I wrote yesterday that while some have called Darkest Hour‘s London Underground scene “ridiculous,” in nonetheless works. I called it the most emotionally satisfying scene in the whole film, and the only one that made me sit up in my seat and go “this is probably bullshit from a historical perspective, but it’s connecting.”
Last night Chris Willman wrote in the comment thread that the Underground scene is “horrible…HORRIBLE. Any good will I had for the movie, and it was wavering, evaporated at that point. I don’t understand how it works or connects for anybody. No science fiction or fantasy movie has ever required such a suspension of disbelief from an audience.”

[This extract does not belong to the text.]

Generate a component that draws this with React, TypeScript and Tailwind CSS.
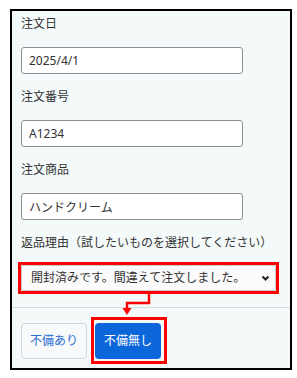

My response, tapped out this morning: “It’s a kind of fantasy sequence but it works all the same. It’s theatrically hokey and perhaps even simple-minded, but it’s (a) shrewdly timed, arriving just before Churchill’s grand climax inside Parliament, and (b) more importantly delivers what we want to hear after listening to cagey, measured expressions of political calculation for 90 or 100 minutes beforehand. It’s a pure-heart, resolve-of-the-people moment (“Never!”). It feels, yes, like a dream sequence, almost in the manner of a Rodgers & Hammerstein interlude. But emphatic emotion is what Darkest Hour needs at this third-act juncture, and as much as you may dislike the calculation, it pays off.”